Why is the Earth spinning faster? Shortest day ever recorded

June 29 was 1.59 milliseconds short of 24 hours due to a strange speed-up of Earth’s rotation.
AP
Lowenna Waters4 August 2022

On June 29, Earth recorded its shortest day ever, when it completed a whole turn on its axis at 1.59 milliseconds short of 24 hours. We also recorded another shortened day on July 26, Popular Mechanics reported.

On both of these days, Earth completed its usual 24-hour rotation in less than 24 hours, and June 29 was the fastest time since atomic clocks began, tracking the planet’s rotation in the 1960s, according to timeanddate.com.

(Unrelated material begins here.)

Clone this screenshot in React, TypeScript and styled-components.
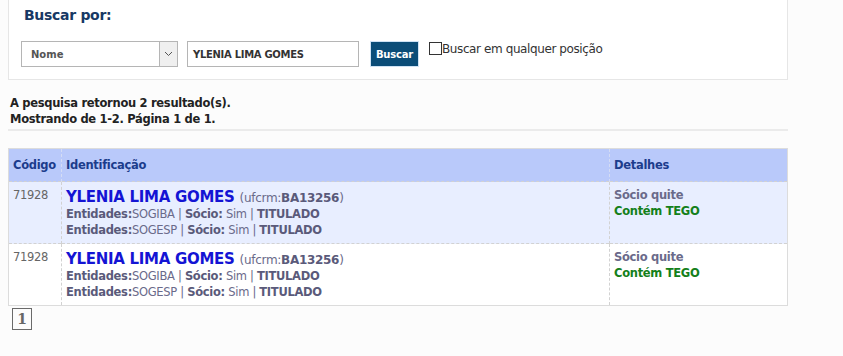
import React from 'react';
import styled, { createGlobalStyle } from 'styled-components';

const GlobalStyle = createGlobalStyle`
  html, body {
    margin: 0;
    padding: 0;
    background: #fcfcfc;
  }
  body {
    padding: 0 8px;
    font-family: 'DejaVu Sans', Verdana, sans-serif;
  }
`;

const Page = styled.div`
  width: 780px;
`;

const SearchPanel = styled.div`
  box-sizing: border-box;
  height: 80px;
  background: #ffffff;
  border: 1px solid #e6e6e6;
  border-top: none;
  padding: 7px 0 0 12px;
`;

const PanelTitle = styled.h3`
  margin: 0 0 0 3px;
  font-size: 14px;
  font-weight: bold;
  color: #173864;
  letter-spacing: -0.3px;
`;

const SearchRow = styled.div`
  display: flex;
  align-items: flex-start;
  margin-top: 18px;
`;

const SelectBox = styled.div`
  box-sizing: border-box;
  width: 157px;
  height: 26px;
  border: 1px solid #b5b5b5;
  background: #fff;
  display: flex;
  align-items: stretch;
`;

const SelectText = styled.span`
  flex: 1;
  display: flex;
  align-items: center;
  padding-left: 9px;
  font-size: 10px;
  font-weight: bold;
  color: #555;
`;

const SelectArrow = styled.span`
  width: 17px;
  border-left: 1px solid #b5b5b5;
  background: #efefef;
  display: flex;
  align-items: center;
  justify-content: center;
`;

const TextInput = styled.div`
  box-sizing: border-box;
  width: 172px;
  height: 26px;
  margin-left: 9px;
  border: 1px solid #b5b5b5;
  background: #fff;
  display: flex;
  align-items: center;
  padding-left: 5px;
  font-size: 10px;
  font-weight: bold;
  color: #333;
  letter-spacing: -0.3px;
`;

const SearchButton = styled.button`
  box-sizing: border-box;
  margin-left: 11px;
  width: 49px;
  height: 26px;
  padding: 0;
  background: #0b4d78;
  color: #fff;
  border: 1px solid #cfe3f5;
  font-family: 'DejaVu Sans', Verdana, sans-serif;
  font-size: 10px;
  font-weight: bold;
  letter-spacing: -0.2px;
`;

const CheckLabel = styled.label`
  display: flex;
  align-items: flex-start;
  margin-left: 10px;
  margin-top: 1px;
  font-size: 12px;
  color: #333;
  letter-spacing: -0.4px;
`;

const CheckSquare = styled.span`
  box-sizing: border-box;
  width: 13px;
  height: 13px;
  border: 1px solid #333;
  background: #fff;
`;

const Summary = styled.div`
  margin-top: 15px;
  padding-left: 2px;
  font-size: 11.5px;
  font-weight: bold;
  color: #222;
  line-height: 16px;
  letter-spacing: -0.3px;
`;

const Divider = styled.hr`
  margin: 2px 0 0;
  border: none;
  height: 2px;
  background: #ebebeb;
`;

const Table = styled.table`
  width: 780px;
  margin-top: 17px;
  border-collapse: collapse;
  border: 1px solid #dcdcdc;
  table-layout: fixed;
`;

const HeadCell = styled.th<{ $w?: number }>`
  width: ${({ $w }) => ($w ? `${$w}px` : 'auto')};
  height: 32px;
  background: #b9c9fa;
  color: #1c3c8c;
  font-size: 11.5px;
  font-weight: bold;
  text-align: left;
  padding: 0 4px;
  border-left: 1px dashed #d4dcf4;
  letter-spacing: -0.3px;
  &:first-child {
    border-left: none;
  }
`;

const Row = styled.tr<{ $alt?: boolean }>`
  background: ${({ $alt }) => ($alt ? '#ffffff' : '#e8eeff')};
  border-top: 1px dashed #d2d2d2;
`;

const Cell = styled.td`
  vertical-align: top;
  height: 62px;
  box-sizing: border-box;
  padding: 7px 4px 0;
  border-left: 1px dashed #d2d2d2;
  &:first-child {
    border-left: none;
  }
`;

const Code = styled.div`
  margin-top: -1px;
  font-size: 11.5px;
  line-height: 14px;
  color: #666;
  letter-spacing: -0.3px;
`;

const NameLine = styled.div`
  line-height: 15px;
  white-space: nowrap;
`;

const Name = styled.span`
  font-size: 15px;
  font-weight: bold;
  color: #1414d4;
  letter-spacing: -0.3px;
`;

const Crm = styled.span`
  font-size: 12px;
  color: #6a6a8a;
  letter-spacing: -0.3px;
  b {
    color: #5a5a7a;
  }
`;

const InfoLine = styled.div`
  font-size: 11.5px;
  color: #6a6a8a;
  line-height: 16px;
  letter-spacing: -0.3px;
  white-space: nowrap;
  b {
    color: #5a5a7a;
  }
`;

const DetailList = styled.div`
  margin-top: -2px;
`;

const Detail = styled.div<{ $green?: boolean }>`
  font-size: 11.5px;
  font-weight: bold;
  line-height: 16px;
  color: ${({ $green }) => ($green ? '#14801a' : '#6a6a8a')};
  letter-spacing: -0.3px;
`;

const Pager = styled.div`
  margin-top: 2px;
  margin-left: 4px;
  display: flex;
`;

const PageBox = styled.span`
  box-sizing: border-box;
  width: 20px;
  height: 22px;
  border: 1px solid #6a6a6a;
  display: flex;
  align-items: center;
  justify-content: center;
  font-family: 'DejaVu Serif', serif;
  font-size: 14px;
  font-weight: bold;
  color: #666;
`;

interface Result {
  code: string;
  name: string;
  crm: string;
  entities: string[];
}

const results: Result[] = [
  { code: '71928', name: 'YLENIA LIMA GOMES', crm: 'BA13256', entities: ['SOGIBA', 'SOGESP'] },
  { code: '71928', name: 'YLENIA LIMA GOMES', crm: 'BA13256', entities: ['SOGIBA', 'SOGESP'] },
];

const App: React.FC = () => {
  return (
    <Page>
      <GlobalStyle />
      <SearchPanel>
        <PanelTitle>Buscar por:</PanelTitle>
        <SearchRow>
          <SelectBox>
            <SelectText>Nome</SelectText>
            <SelectArrow>
              <svg width="9" height="6" viewBox="0 0 9 6">
                <path d="M1 1l3.5 3.5L8 1" fill="none" stroke="#555" strokeWidth="1" />
              </svg>
            </SelectArrow>
          </SelectBox>
          <TextInput>YLENIA LIMA GOMES</TextInput>
          <SearchButton>Buscar</SearchButton>
          <CheckLabel>
            <CheckSquare />
            Buscar em qualquer posição
          </CheckLabel>
        </SearchRow>
      </SearchPanel>

      <Summary>
        A pesquisa retornou 2 resultado(s).
        <br />
        Mostrando de 1-2. Página 1 de 1.
      </Summary>
      <Divider />

      <Table>
        <thead>
          <tr>
            <HeadCell $w={44}>Código</HeadCell>
            <HeadCell>Identificação</HeadCell>
            <HeadCell $w={169}>Detalhes</HeadCell>
          </tr>
        </thead>
        <tbody>
          {results.map((r, i) => (
            <Row key={i} $alt={i % 2 === 1}>
              <Cell>
                <Code>{r.code}</Code>
              </Cell>
              <Cell>
                <NameLine>
                  <Name>{r.name}</Name> <Crm>(ufcrm:<b>{r.crm}</b>)</Crm>
                </NameLine>
                {r.entities.map((e) => (
                  <InfoLine key={e}>
                    <b>Entidades:</b>{e} | <b>Sócio:</b> Sim | <b>TITULADO</b>
                  </InfoLine>
                ))}
              </Cell>
              <Cell>
                <DetailList>
                  <Detail>Sócio quite</Detail>
                  <Detail $green>Contém TEGO</Detail>
                </DetailList>
              </Cell>
            </Row>
          ))}
        </tbody>
      </Table>

      <Pager>
        <PageBox>1</PageBox>
      </Pager>
    </Page>
  );
};

export default App;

July 26 neared the newly-set record, at 1.50 milliseconds shorter than usual.

The new record offers proof that Earth is rotating faster in recent years. But why is this happening?

Here’s everything we know.

Why is the Earth spinning faster in recent years?

The Earth has broken its own speed record more than two dozen times since 2020, reversing an earlier decades-long run of slightly longer days.

The time taken by our planet to complete one spin about its axis with respect to “fixed stars” is 23 hours 56 minutes and 4.091 seconds. This day is known as the sidereal day.

However, Earth’s clocks and calendars are not based on the so-called sidereal day, because the Sun is closer to us. When people say there are 24 hours in a day, they mean a solar day, the time the Earth takes to complete one rotation so that the Sun then appears in the same position in the sky.

Scientists aren’t completely sure what’s causing the faster rotations, but there are some theories:

  • Changes to the climate or climate systems, which could cause the freezing of glaciers or excessive winds, whose shifting weight pulls on the Earth.
  • Earthquakes and other seismic activity move mass toward the centre of the Earth.
  • Movement within the Earth’s molten core that shifts mass on the planet.
  • Ocean circulation and pressure on the seabed that pulls on the Earth’s axis.
  • The “Chandler Wobble”, which is a natural shifting of the Earth’s axis due to it not being perfectly spherical, and is also connected to the fluctuations of Earth’s geographical poles.

Matt King, a professor at the University of Tasmania who specialises in Earth observation, told the Australian Broadcasting Corporation: “It’s certainly odd.

He added: “Clearly something has changed, and changed in a way we haven’t seen since the beginning of precise radio astronomy in the 1970s.”

If Earth continues to have shorter days, scientists may eventually have to subtract a second from atomic clocks, which would be the first example of a negative leap second in history.

Leap seconds have been added in the past to correct clocks, but nobody has had to cut them down so far.

Earth’s interactions with the Moon are also slowing it down, with previous studies showing that a day will be a minute longer in about 6.7 million years.